The internal and external boards have very similar component sets, except the internal board seems to lack the GAL.

It is conceivable that Outbound used the floppy interface as their expansion bus. I wouldn't want to guess how likely or unlike that is....

Actually, it seems kind of unlikely, because the internal hard drive is bare to the motherboard. Connected with just a dumb cable.

1) Are the internal drive interface and the external expansion bus the same set of signals? Probably not. It looks like the internal interface must be 16 bits wide with 44 pins? Don't have one in front of me, but here's a pinout for the Conner CP2064:
https://stason.org/TULARC/pc/hard-drives-hdd/conner/CP-2064-64MB-2-5-SSL-IDE-AT.html

External interface is almost certainly 8 bits wide, because SCSI chip in SCSI adapter and 85C30 chip in Floppy adapter are set up to receive 8 bit data. I don't think there are bus latches/switches bringing in 16 bits and slinging them twice as fast, but 8 bits at a time to those chips.

It's also possible that the internal interface changes depending on what is detected there...

2) Are either of them the same or similar to the Apple floppy interface. Was that on a 19 pin connector?
 

CTB

Well-known member
Very cool but pricey. My Wallaby has an SE rom so I am.pretty sure this won't work for me anyway.
 

wymtb

Member
As also the floppy was discussed inside this thread. It is possible to use gotek drive (at least as internal drive) and boot the Outbound laptop. Slow but it works. Have not checked if it might be possible to optimize something. With the right cable also a standard floppy is working. As far as I remember I used a drive modified to be working inside an Amiga.

IMG20230901205154.jpgIMG20230901205134.jpgIMG20230901202452.jpgIMG20230901201942.jpg

 

wymtb

Member
For all searching a harddisk https://www.ebay.com/itm/276054451002 might be an option. Even if it is only 20MB I know with adapters and/or maybe custom made cable it can be used inside a outbound laptop. But you would have to be able to boot your outbound without harddisk.

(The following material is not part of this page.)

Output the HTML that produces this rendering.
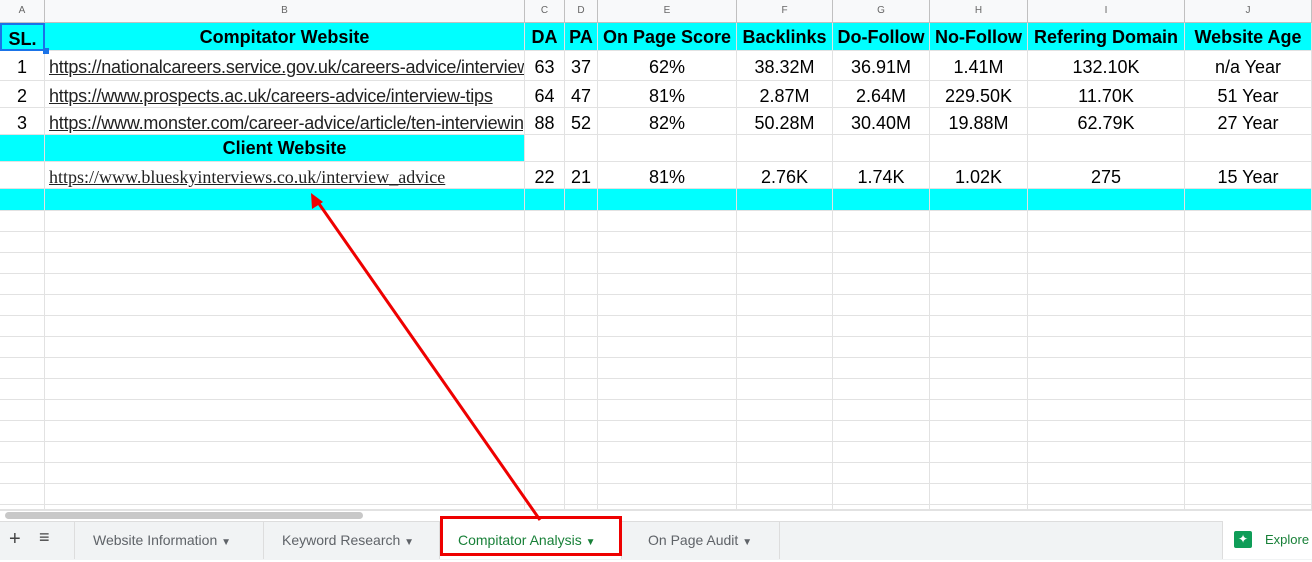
<!DOCTYPE html>
<html><head><style>
body{margin:0;width:1312px;height:559px;overflow:hidden;background:#fff;font-family:"Liberation Sans",Arial,sans-serif;position:relative}
.c{position:absolute;box-sizing:border-box;border-right:1px solid #e2e2e2;border-bottom:1px solid #e2e2e2;white-space:nowrap;overflow:hidden;font-size:18px;color:#000;text-align:center}
.h{background:#f8f9fa;color:#666;font-size:10px;border-color:#c0c0c0;line-height:22px}
.cy{background:#00ffff;font-weight:bold}
.l{text-align:left;padding-left:4px;text-decoration:underline;color:#222;letter-spacing:-0.22px}
.sf{font-family:"Liberation Serif",serif;font-size:18px;letter-spacing:0}
.tab{position:absolute;top:521px;height:38px;line-height:38px;font-size:14px;color:#5f6368;border-right:1px solid #ddd;padding:0 18px;box-sizing:border-box}
</style></head><body>
<div id="g"></div>
<script>
var cols=[[0,45,'A'],[45,525,'B'],[525,565,'C'],[565,598,'D'],[598,737,'E'],[737,833,'F'],[833,930,'G'],[930,1028,'H'],[1028,1185,'I'],[1185,1312,'J']];
var rows=[[23,51],[51,81],[81,108],[108,135],[135,162],[162,189],[189,211]];
for(var y=211;y<510;y+=21)rows.push([y,Math.min(y+21,510)]);
var data=[
['SL.','Compitator Website','DA','PA','On Page Score','Backlinks','Do-Follow','No-Follow','Refering Domain','Website Age'],
['1','https://nationalcareers.service.gov.uk/careers-advice/interview-advice','63','37','62%','38.32M','36.91M','1.41M','132.10K','n/a Year'],
['2','https://www.prospects.ac.uk/careers-advice/interview-tips','64','47','81%','2.87M','2.64M','229.50K','11.70K','51 Year'],
['3','https://www.monster.com/career-advice/article/ten-interviewing-rules','88','52','82%','50.28M','30.40M','19.88M','62.79K','27 Year'],
['','Client Website','','','','','','','',''],
['','https://www.blueskyinterviews.co.uk/interview_advice','22','21','81%','2.76K','1.74K','1.02K','275','15 Year']];
var h='';
cols.forEach(function(c){h+='<div class="c h" style="left:'+c[0]+'px;top:0;width:'+(c[1]-c[0])+'px;height:23px">'+c[2]+'</div>';});
rows.forEach(function(r,ri){cols.forEach(function(c,ci){
 var cls='c',t='',hh=r[1]-r[0],pt=(ri>=1&&ri<=5&&ri!=4)?3:0;
 var st='left:'+c[0]+'px;top:'+r[0]+'px;width:'+(c[1]-c[0])+'px;height:'+hh+'px;line-height:'+(hh-pt)+'px;padding-top:'+pt+'px;';
 if(ri<6)t=data[ri][ci];
 if(ri==0){cls+=' cy';}
 if(ri==4&&ci<2){cls+=' cy';}
 if(ri==6){cls+=' cy';}
 if(ci==1&&(ri>=1&&ri<=3||ri==5)){cls+=' l';}
 if(ri==5&&ci==1)cls+=' sf';
 if(ri==0&&ci==0)st+='border:2px solid #1a73e8;';
 h+='<div class="'+cls+'" style="'+st+'">'+t+'</div>';
});});
document.getElementById('g').innerHTML=h;
</script>
<div style="position:absolute;left:43px;top:48px;width:6px;height:6px;background:#1a73e8"></div>
<div style="position:absolute;left:0;top:510px;width:1312px;height:11px;background:#fff;border-top:1px solid #e2e2e2"></div>
<div style="position:absolute;left:5px;top:512px;width:358px;height:7px;background:#c8c8c8;border-radius:4px"></div>
<div style="position:absolute;left:0;top:521px;width:1312px;height:38px;background:#f1f3f4;border-top:1px solid #ddd"></div>
<div style="position:absolute;left:9px;top:528px;font-size:20px;color:#444">+</div>
<div style="position:absolute;left:39px;top:527px;font-size:18px;color:#444">≡</div>
<div class="tab" style="left:74px;width:190px;border-left:1px solid #ddd">Website Information <span style="font-size:10px">▼</span></div>
<div class="tab" style="left:264px;width:176px">Keyword Research <span style="font-size:10px">▼</span></div>
<div class="tab" style="left:440px;background:#fff;color:#188038;width:182px">Compitator Analysis <span style="font-size:10px">▼</span></div>
<div class="tab" style="left:630px;width:150px">On Page Audit <span style="font-size:10px">▼</span></div>
<div style="position:absolute;left:1222px;top:521px;width:90px;height:38px;background:#fff;border-left:1px solid #ddd"></div>
<div style="position:absolute;left:1234px;top:531px;width:18px;height:17px;background:#0f9d58;border-radius:2px;color:#fff;font-size:12px;text-align:center;line-height:17px">✦</div>
<div style="position:absolute;left:1265px;top:532px;font-size:13px;color:#188038">Explore</div>
<div style="position:absolute;left:440px;top:516px;width:182px;height:40px;border:3px solid #e00;box-sizing:border-box"></div>
<svg style="position:absolute;left:0;top:0" width="1312" height="559"><line x1="540" y1="520" x2="315" y2="198" stroke="#e00" stroke-width="3"/><polygon points="311,193 312,209 323,202" fill="#e00"/></svg>
</body></html>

If you can not boot and need a bootable harddisk you should still be able to write a image to the harddisk using an old PC that has an old real IDE connector running linux with dd. USB adapters can not be used. Never tried if maybe a sata/ide adapter could be used.
IMG20230919162728.jpg
 

wymtb

Member
To my experience you need the right harddisk. I own an original 40MB one, the later 40MB already using to today used 2,5" connector and the one from the ebay offer. All are PRAIRIETEK drives. The both 40MB drives share the same drive geometry. The 20MB two heads instead of four.
I got them formatted by installing system to the RAM disk. Switch off while still powered either by battery or wallpower. Install the harddisk and power on. During system startup you will be asked to format the harddisk.
This is the same process like when there was now power and you first start again, it will prompt you to format the RAM-Disk. If your system should be a floppy based one you probably would need to execute flash the ROM. I was not able to use internal floppy disk and harddisk at the same time.

No success so far using a conner 2064/2024 drive or all sort of ide/cf/sd card adapters.